(Code that builds pages)
[Begin]
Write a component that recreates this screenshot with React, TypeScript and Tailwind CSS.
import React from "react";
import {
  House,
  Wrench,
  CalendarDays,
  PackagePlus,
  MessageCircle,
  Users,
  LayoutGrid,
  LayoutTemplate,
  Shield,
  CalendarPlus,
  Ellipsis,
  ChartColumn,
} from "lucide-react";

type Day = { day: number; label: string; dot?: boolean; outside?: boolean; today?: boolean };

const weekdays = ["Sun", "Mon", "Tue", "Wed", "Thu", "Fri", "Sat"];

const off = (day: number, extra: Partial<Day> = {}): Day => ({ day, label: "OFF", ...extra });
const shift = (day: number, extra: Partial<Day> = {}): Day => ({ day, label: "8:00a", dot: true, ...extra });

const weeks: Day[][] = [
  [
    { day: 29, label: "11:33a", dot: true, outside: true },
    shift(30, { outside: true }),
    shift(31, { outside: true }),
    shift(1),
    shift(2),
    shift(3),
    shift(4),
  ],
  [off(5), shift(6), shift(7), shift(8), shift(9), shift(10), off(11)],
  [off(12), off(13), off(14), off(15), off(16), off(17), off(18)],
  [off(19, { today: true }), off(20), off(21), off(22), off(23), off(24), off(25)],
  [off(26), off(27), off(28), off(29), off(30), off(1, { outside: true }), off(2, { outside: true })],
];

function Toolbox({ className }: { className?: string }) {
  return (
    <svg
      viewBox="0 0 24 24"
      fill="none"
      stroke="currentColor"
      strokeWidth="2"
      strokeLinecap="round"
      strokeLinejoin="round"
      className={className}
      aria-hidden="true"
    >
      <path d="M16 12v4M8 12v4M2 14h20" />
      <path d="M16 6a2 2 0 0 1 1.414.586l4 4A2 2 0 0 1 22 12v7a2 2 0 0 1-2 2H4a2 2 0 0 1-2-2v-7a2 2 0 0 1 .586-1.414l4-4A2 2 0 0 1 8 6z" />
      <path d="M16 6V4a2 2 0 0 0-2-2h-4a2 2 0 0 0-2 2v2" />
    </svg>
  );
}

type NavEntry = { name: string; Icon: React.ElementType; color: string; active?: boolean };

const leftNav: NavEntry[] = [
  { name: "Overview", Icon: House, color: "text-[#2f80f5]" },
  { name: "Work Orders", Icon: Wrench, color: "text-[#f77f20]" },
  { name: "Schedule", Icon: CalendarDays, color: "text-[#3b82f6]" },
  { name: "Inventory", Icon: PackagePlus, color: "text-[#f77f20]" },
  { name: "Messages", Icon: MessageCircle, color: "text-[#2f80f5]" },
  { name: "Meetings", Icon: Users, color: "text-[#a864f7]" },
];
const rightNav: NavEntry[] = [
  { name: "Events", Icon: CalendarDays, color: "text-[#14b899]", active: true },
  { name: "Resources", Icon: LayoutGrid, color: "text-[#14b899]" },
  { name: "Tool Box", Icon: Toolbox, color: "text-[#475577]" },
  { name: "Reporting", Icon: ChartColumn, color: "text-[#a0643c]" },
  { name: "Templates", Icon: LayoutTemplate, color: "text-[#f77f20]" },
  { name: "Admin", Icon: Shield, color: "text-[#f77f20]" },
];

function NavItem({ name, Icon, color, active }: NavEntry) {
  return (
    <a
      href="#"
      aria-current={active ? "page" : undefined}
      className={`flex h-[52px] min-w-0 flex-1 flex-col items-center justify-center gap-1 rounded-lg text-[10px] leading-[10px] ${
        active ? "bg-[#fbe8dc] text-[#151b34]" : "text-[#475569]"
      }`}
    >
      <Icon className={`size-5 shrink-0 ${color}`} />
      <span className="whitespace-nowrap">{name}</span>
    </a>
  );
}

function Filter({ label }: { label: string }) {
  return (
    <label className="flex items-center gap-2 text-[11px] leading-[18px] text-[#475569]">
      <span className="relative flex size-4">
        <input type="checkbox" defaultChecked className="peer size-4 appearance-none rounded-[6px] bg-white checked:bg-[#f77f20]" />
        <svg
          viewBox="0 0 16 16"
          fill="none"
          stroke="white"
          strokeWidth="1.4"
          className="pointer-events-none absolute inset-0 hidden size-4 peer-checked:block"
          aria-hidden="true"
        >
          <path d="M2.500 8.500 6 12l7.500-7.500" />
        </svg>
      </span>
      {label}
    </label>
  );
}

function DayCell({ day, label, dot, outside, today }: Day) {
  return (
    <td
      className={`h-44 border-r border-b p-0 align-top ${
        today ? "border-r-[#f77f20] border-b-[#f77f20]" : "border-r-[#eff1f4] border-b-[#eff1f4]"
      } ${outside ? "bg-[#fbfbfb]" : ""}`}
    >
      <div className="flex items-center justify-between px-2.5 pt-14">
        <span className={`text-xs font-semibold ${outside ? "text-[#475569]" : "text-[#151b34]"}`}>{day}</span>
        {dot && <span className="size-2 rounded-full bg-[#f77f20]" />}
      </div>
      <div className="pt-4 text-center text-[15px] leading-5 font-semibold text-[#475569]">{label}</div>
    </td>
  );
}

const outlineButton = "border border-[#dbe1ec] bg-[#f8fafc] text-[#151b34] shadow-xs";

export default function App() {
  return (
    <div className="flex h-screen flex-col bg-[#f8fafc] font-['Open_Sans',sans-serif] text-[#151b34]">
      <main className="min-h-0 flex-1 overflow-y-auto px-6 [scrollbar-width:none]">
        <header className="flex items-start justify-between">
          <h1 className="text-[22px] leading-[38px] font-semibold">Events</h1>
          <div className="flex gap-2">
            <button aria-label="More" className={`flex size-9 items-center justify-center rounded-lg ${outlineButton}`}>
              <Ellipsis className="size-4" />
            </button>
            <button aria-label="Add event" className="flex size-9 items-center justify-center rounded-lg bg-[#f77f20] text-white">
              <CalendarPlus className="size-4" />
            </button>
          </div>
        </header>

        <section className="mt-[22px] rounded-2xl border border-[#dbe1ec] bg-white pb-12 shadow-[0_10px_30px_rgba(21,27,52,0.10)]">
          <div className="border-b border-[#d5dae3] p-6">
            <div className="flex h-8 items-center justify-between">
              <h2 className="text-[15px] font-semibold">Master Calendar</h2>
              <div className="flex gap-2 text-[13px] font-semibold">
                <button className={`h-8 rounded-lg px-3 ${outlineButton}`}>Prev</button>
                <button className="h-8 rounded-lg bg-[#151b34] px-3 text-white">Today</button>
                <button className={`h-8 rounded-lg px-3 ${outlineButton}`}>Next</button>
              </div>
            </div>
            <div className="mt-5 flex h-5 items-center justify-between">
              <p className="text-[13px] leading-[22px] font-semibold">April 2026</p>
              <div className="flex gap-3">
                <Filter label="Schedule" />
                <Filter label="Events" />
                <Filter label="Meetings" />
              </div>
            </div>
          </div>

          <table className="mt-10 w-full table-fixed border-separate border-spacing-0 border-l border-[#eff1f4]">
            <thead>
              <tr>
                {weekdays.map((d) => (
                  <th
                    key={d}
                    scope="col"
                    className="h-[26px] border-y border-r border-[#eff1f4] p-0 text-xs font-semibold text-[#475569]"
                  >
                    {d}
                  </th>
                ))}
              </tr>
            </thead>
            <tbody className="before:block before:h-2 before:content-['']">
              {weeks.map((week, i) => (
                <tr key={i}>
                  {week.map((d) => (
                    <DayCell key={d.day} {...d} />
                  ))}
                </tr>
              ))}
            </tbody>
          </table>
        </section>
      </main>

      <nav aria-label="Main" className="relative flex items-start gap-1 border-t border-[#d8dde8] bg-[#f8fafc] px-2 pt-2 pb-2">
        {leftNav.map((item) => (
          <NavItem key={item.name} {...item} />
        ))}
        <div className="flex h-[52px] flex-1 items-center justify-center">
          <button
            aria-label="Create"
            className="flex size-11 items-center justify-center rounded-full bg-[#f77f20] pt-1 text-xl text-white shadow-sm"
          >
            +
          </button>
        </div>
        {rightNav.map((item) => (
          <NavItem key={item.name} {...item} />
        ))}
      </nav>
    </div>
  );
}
[End]
[Begin]
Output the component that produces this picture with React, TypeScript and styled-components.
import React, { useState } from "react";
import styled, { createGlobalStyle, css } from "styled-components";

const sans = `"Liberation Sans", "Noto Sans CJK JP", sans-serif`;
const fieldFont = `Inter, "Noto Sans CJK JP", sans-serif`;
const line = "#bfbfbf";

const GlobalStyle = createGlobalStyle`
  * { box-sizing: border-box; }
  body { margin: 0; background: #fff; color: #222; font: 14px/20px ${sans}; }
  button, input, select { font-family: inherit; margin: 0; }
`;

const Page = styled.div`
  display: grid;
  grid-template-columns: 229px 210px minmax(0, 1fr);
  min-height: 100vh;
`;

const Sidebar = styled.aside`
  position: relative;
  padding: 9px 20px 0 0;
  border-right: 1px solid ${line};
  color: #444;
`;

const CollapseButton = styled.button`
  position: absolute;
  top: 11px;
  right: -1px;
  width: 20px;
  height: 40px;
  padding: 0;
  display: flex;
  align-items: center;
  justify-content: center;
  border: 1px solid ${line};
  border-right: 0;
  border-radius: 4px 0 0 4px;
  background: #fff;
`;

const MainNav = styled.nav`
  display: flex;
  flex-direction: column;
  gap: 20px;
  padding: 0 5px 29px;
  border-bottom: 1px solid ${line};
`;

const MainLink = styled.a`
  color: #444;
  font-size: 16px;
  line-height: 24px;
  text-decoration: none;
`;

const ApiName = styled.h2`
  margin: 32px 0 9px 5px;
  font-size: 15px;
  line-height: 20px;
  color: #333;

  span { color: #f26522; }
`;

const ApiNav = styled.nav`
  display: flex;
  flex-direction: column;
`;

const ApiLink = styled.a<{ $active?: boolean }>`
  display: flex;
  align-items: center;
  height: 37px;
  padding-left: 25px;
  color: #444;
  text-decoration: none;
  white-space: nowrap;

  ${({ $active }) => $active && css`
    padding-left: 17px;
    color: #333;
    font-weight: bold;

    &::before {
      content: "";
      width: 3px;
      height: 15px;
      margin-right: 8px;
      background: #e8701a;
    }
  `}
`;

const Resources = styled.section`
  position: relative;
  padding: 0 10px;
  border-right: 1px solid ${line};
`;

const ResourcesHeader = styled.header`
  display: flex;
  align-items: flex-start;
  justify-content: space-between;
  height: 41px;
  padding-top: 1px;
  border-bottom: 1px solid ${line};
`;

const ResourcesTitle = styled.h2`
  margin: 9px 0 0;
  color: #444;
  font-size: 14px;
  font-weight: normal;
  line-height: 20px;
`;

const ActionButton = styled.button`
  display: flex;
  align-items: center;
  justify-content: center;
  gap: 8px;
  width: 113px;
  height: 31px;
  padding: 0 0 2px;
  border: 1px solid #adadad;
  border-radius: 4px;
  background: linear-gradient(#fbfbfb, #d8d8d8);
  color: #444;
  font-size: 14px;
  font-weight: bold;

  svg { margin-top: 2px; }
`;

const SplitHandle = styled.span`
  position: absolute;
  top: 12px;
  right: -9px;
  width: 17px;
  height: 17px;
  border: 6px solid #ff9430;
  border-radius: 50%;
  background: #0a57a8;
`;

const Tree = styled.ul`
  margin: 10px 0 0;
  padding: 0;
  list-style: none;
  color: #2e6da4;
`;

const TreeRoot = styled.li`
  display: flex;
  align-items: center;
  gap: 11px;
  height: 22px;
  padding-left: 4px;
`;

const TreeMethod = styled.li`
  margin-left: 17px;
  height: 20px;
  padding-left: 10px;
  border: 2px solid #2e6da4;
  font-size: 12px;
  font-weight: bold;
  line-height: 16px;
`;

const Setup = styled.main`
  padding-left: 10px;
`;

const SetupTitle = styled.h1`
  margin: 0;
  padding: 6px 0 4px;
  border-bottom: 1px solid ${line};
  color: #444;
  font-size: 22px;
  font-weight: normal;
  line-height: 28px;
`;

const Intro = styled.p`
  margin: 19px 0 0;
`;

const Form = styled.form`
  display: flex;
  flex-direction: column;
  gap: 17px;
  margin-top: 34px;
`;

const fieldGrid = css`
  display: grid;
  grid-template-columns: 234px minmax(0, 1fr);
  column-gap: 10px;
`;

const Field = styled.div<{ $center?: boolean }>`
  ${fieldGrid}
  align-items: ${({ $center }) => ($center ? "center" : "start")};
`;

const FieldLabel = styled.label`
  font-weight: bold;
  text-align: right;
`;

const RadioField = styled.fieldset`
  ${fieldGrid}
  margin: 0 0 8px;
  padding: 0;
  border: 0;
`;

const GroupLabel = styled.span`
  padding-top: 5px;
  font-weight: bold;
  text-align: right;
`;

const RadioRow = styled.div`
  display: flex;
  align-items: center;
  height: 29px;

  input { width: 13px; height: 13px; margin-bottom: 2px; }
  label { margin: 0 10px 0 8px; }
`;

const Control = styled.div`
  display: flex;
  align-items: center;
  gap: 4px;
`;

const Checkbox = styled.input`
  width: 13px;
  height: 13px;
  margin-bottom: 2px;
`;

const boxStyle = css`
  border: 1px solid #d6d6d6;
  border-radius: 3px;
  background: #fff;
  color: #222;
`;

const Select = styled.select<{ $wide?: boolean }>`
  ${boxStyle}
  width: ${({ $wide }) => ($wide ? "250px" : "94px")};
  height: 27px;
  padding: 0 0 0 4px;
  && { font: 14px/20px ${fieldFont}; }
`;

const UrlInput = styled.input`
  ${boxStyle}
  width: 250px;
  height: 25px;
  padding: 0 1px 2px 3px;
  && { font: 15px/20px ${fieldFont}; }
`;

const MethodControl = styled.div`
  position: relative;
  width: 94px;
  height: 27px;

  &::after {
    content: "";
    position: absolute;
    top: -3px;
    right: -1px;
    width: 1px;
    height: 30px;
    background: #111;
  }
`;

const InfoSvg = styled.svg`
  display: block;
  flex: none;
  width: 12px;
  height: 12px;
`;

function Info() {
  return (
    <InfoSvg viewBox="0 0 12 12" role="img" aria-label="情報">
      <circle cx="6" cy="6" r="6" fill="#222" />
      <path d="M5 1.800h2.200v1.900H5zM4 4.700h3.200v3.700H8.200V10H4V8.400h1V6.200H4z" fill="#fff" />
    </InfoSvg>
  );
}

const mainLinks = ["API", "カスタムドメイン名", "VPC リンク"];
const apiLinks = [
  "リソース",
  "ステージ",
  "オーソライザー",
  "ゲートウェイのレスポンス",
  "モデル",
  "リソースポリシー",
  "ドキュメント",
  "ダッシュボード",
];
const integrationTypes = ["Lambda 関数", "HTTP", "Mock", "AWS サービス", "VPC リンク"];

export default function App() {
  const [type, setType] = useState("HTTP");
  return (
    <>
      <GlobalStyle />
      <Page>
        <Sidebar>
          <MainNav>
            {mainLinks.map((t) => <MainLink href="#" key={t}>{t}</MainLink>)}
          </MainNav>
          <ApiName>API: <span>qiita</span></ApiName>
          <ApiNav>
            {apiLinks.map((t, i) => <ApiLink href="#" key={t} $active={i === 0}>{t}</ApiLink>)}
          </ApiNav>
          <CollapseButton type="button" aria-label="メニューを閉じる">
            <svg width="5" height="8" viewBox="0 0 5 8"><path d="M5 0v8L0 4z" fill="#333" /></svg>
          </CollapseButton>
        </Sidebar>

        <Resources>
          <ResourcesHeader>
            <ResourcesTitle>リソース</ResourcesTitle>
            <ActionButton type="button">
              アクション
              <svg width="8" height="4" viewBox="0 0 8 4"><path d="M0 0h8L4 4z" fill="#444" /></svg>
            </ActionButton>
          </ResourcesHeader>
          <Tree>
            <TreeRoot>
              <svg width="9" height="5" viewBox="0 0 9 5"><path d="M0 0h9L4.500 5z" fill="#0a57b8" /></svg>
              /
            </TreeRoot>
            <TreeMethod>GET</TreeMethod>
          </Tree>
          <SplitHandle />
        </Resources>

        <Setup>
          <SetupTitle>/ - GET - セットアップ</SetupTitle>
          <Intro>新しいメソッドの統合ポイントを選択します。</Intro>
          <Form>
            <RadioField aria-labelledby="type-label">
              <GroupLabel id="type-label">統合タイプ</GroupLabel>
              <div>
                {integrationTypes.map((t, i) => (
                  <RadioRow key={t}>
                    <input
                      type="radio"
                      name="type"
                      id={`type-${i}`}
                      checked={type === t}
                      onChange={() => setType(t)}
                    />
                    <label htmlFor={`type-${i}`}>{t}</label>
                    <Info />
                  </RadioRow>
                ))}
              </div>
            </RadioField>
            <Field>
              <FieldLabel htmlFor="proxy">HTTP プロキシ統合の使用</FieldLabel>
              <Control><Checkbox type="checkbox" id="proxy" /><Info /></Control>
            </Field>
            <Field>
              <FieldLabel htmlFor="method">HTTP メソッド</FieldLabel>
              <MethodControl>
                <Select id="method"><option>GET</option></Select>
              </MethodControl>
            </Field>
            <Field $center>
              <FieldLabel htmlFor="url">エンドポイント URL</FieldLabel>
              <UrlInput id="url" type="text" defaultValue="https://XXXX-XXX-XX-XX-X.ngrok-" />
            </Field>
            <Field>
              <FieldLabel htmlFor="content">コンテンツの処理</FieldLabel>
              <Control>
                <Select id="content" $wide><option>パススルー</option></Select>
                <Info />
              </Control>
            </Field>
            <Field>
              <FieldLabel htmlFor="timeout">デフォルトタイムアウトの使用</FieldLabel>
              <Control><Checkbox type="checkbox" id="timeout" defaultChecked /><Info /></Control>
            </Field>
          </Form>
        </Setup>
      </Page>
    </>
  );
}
[End]
__THE REQUEST__
Gather up the lines containing the word "with" from these records and copy them.

__EXERCISE OUTPUT__
Write a component that recreates this screenshot with React, TypeScript and Tailwind CSS.
Output the component that produces this picture with React, TypeScript and styled-components.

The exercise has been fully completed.